Unicode, Drupal, PHP, MySQL: A love story (not)

I have been trying to do something fairly simple: I wanted to write a web page that could render well on a small screen (like a mobile phone) and which would display content from the IUF website.  How hard could this be?

Well, it shouldn’t have been hard.

The content on the IUF site, which is handled by a content management system called Drupal, is stored in a MySQL database.  The characters are encoded as Unicode (UTF-8) — because that’s what you need to do when you have multilingual content on your site, and the IUF site works in Arabic, Chinese, Russian and many other non-Latin languages.

So it should have been fairly simple to write a few lines of code in the widely-used PHP programming language to read news headlines from the IUF’s database and show them on screen.
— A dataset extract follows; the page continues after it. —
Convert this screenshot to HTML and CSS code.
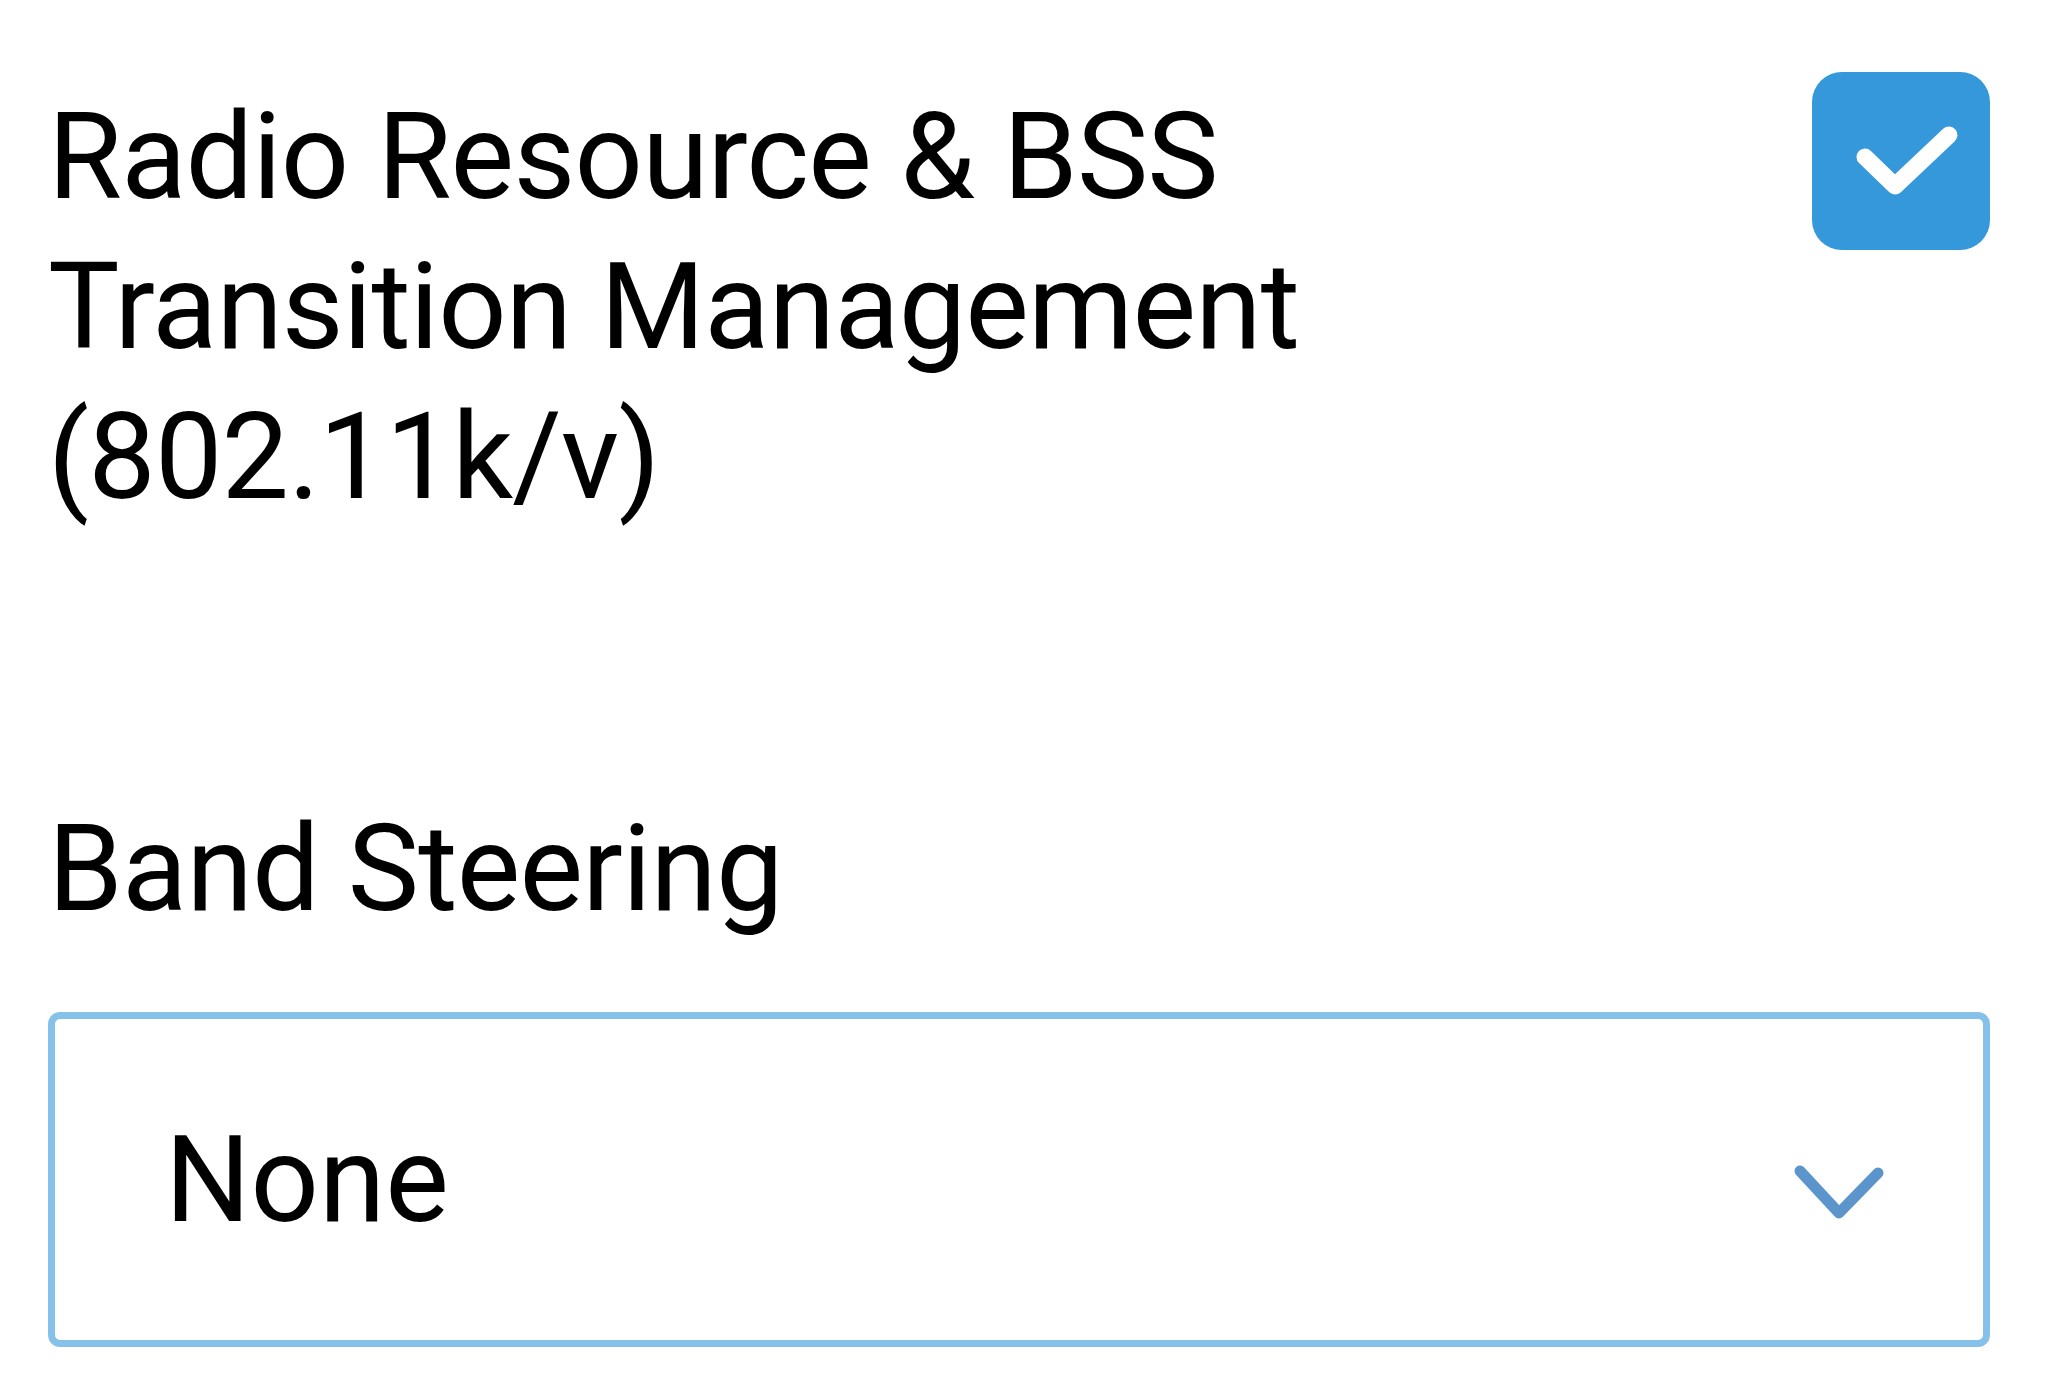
FILE: index.html
```html
<!DOCTYPE html>
<html lang="en">
<head>
  <meta charset="UTF-8">
  <title>Wireless Settings</title>
  <link rel="stylesheet" href="styles.css">
</head>
<body>

<div class="settings">
  <div class="setting-row">
    <label class="setting-label" for="rrm">Radio Resource &amp; BSS Transition Management (802.11k/v)</label>
    <div class="checkbox" id="rrm">
      <svg width="178" height="178" viewBox="0 0 178 178">
        <rect x="0" y="0" width="178" height="178" rx="30" fill="#3498db"/>
        <polyline points="53,85 83,114 137,63" fill="none" stroke="#fff" stroke-width="17" stroke-linecap="round" stroke-linejoin="round"/>
      </svg>
    </div>
  </div>

  <div class="setting-block">
    <div class="setting-label">Band Steering</div>
    <div class="select-box">
      <span class="select-value">None</span>
      <svg class="chevron" width="92" height="58" viewBox="0 0 92 58">
        <polyline points="7,6 46,48 85,8" fill="none" stroke="#5b95cb" stroke-width="11" stroke-linecap="round" stroke-linejoin="round"/>
      </svg>
    </div>
  </div>
</div>

</body>
</html>
```

FILE: styles.css
```css
body {
  margin: 0;
  font-family: Roboto, 'Noto Sans', sans-serif;
  background-color: #fff;
  color: #000;
}

.settings {
  padding: 72px 58px 0 48px;
}

.setting-row {
  display: flex;
  justify-content: space-between;
  align-items: flex-start;
}

.setting-label {
  font-size: 120px;
  line-height: 150px;
  letter-spacing: -0.8px;
}

.setting-row .setting-label {
  flex: 0 1 1400px;
  padding-top: 10px;
}

.checkbox {
  width: 178px;
  height: 178px;
  flex-shrink: 0;
}

.checkbox svg {
  display: block;
}

.setting-block {
  margin-top: 262px;
}

.select-box {
  margin-top: 68px;
  height: 335px;
  box-sizing: border-box;
  border: 7.5px solid #85c1e9;
  border-radius: 12px;
  display: flex;
  align-items: center;
  justify-content: space-between;
  padding: 0 98px 0 110px;
}

.select-value {
  font-size: 120px;
  line-height: 150px;
}

.chevron {
  display: block;
  margin-top: 28px;
}
```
Except that it was showing gibberish every time there was an accented character.

I posted a message calling for help on the Drupal forums.  (Not a big response there.)  I wrote to three very smart friends who understand these things and they all had good ideas, and pointed me in different directions, but to no avail.  Nothing was working.  One suggested that I give up.  I nearly did give up.

And then I decided to search again, and found this page where a programmer named “HoboTraveler” (I’m guessing that’s not his real name) encountered a similar problem on January 21st, 2008, more than five years ago.  He writes asking for help, gets loads of tips, tries a million things, nearly gives up, and then, dozens of comments later, he solves the problem.

He writes:

I think I got it to work with multiple databases!

I’ve inserted the line:

mysql_query(‘SET NAMES utf8’);

just after the mysql_connect() and it seems to work.

So I thought, what the hell, I’ll try that.  I tried everything else.  And “HoboTraveler”, whoever you are, you made my day.

Lesson of the story: sometimes life is hard.  And thank God for Google.